--- start of DATA SHOWN ---

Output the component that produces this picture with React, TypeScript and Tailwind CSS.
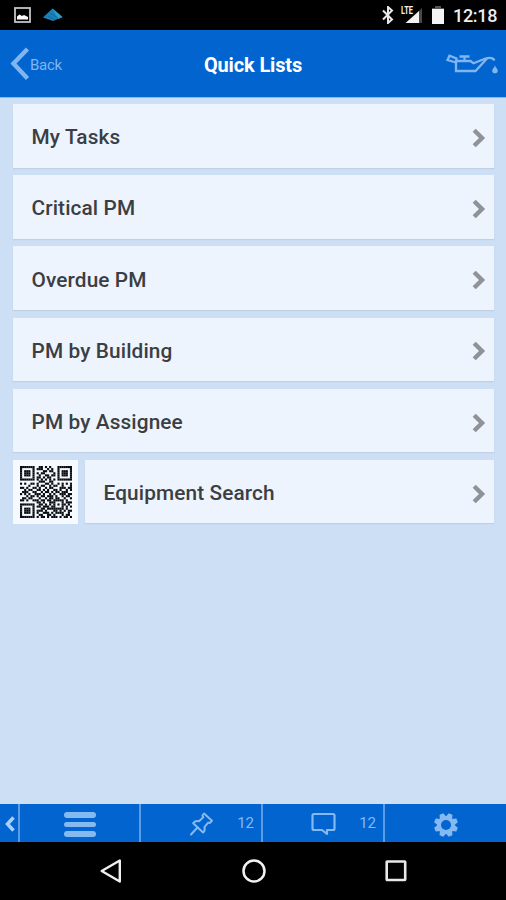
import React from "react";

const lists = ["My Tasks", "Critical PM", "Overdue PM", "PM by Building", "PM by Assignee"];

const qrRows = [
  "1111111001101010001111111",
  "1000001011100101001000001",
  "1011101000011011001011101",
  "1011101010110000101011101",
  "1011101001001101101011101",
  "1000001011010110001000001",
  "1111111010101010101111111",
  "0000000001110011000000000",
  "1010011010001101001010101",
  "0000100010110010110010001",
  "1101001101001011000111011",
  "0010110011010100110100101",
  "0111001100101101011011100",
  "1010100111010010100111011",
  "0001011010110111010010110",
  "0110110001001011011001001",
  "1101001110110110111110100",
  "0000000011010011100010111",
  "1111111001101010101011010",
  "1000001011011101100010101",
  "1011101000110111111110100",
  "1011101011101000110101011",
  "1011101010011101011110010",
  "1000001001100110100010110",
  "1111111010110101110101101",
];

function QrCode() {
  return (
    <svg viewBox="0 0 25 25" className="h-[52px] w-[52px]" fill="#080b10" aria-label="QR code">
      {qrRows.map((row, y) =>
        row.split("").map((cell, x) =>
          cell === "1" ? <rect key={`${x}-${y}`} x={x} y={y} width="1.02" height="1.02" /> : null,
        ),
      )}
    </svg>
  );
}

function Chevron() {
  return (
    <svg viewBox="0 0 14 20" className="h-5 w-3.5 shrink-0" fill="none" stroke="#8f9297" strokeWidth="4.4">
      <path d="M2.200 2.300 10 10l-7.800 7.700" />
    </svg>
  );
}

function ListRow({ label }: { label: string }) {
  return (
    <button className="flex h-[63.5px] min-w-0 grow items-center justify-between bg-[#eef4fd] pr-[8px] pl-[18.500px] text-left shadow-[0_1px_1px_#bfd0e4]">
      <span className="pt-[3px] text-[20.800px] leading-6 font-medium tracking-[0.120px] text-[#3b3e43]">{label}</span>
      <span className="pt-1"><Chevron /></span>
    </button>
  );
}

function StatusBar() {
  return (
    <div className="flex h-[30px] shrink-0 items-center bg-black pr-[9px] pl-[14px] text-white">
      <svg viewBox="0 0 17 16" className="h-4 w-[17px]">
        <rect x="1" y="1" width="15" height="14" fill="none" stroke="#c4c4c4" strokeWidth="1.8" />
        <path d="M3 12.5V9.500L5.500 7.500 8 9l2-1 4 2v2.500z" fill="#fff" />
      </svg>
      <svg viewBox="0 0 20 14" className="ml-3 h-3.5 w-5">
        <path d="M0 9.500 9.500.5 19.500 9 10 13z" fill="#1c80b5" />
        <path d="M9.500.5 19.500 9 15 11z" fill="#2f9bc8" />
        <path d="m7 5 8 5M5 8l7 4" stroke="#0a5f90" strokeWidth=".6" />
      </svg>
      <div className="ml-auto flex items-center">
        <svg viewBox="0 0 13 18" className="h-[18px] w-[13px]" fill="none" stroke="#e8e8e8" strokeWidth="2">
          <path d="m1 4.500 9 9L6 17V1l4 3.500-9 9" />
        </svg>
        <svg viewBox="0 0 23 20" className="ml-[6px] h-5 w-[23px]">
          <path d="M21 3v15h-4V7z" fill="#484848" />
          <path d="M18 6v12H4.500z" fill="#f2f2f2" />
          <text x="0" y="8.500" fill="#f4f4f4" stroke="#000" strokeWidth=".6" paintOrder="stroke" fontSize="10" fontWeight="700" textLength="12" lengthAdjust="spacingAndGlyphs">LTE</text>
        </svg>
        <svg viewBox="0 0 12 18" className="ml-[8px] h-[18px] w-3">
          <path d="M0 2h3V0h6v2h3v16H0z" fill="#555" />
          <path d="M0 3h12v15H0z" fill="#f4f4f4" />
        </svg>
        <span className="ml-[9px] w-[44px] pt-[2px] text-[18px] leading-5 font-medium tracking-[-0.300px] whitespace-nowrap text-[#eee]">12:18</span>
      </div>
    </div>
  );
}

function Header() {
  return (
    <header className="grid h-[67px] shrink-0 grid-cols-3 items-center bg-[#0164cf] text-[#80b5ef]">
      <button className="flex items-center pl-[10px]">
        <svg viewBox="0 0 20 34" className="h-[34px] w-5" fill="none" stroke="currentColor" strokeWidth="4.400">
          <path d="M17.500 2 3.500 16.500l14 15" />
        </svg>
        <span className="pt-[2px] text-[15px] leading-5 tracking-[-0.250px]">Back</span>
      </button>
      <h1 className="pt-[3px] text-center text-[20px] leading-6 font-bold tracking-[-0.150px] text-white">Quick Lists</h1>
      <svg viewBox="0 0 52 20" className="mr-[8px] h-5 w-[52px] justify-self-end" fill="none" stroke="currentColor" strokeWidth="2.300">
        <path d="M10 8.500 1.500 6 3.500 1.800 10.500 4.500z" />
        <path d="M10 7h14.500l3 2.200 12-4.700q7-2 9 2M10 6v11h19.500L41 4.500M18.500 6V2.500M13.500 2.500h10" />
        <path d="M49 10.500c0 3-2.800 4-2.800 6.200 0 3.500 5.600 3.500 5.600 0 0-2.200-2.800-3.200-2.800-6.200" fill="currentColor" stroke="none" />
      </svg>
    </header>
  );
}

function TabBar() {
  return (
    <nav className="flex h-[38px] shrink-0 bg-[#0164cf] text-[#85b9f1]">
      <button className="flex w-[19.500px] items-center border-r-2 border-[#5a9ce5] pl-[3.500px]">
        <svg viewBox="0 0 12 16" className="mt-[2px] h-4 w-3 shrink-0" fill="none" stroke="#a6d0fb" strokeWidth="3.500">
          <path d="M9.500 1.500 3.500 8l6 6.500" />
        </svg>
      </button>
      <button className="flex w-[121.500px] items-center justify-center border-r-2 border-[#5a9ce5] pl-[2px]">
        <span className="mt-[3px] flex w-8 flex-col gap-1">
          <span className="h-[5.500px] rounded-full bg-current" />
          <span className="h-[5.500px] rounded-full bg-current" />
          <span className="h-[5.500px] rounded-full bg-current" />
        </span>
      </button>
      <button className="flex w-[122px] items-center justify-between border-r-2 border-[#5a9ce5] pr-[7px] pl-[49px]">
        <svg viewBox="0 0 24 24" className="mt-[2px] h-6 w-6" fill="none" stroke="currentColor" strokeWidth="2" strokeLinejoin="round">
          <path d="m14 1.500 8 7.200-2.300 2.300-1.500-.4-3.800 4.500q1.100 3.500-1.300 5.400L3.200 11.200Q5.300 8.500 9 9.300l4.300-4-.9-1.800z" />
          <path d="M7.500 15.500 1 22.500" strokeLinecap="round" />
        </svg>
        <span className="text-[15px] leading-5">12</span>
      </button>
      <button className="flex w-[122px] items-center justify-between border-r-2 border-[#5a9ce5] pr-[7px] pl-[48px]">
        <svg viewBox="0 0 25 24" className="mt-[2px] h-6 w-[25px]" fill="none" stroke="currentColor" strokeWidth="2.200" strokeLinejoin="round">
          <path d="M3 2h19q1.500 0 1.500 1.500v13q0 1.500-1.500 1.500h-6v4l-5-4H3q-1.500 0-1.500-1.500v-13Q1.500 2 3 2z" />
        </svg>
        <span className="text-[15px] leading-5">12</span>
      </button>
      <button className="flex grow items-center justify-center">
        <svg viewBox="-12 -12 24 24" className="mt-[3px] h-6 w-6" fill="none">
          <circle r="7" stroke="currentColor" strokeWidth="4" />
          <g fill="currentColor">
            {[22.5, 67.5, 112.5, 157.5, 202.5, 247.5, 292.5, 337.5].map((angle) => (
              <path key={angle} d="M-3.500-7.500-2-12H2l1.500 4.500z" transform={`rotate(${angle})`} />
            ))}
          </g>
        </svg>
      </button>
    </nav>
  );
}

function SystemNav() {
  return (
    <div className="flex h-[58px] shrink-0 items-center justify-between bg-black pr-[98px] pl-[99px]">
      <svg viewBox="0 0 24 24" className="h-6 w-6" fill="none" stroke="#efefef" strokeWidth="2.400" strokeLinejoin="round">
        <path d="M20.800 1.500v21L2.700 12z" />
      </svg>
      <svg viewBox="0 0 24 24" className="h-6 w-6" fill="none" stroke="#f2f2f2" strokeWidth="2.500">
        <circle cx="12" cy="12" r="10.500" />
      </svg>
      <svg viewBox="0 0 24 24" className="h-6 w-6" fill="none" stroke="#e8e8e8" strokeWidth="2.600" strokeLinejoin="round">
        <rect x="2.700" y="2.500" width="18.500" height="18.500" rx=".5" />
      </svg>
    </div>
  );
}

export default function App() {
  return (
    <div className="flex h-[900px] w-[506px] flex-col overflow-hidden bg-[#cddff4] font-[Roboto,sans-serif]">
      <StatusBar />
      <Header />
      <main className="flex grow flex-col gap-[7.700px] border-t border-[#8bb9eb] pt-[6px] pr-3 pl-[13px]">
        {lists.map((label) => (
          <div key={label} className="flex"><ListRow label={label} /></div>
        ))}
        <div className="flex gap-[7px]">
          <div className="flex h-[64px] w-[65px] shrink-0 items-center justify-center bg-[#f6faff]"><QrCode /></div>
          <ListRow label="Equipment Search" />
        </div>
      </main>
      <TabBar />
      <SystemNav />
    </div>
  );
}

--- end of DATA SHOWN ---

Return a copy of every line that includes the word "React".

Output the component that produces this picture with React, TypeScript and Tailwind CSS.
import React from "react";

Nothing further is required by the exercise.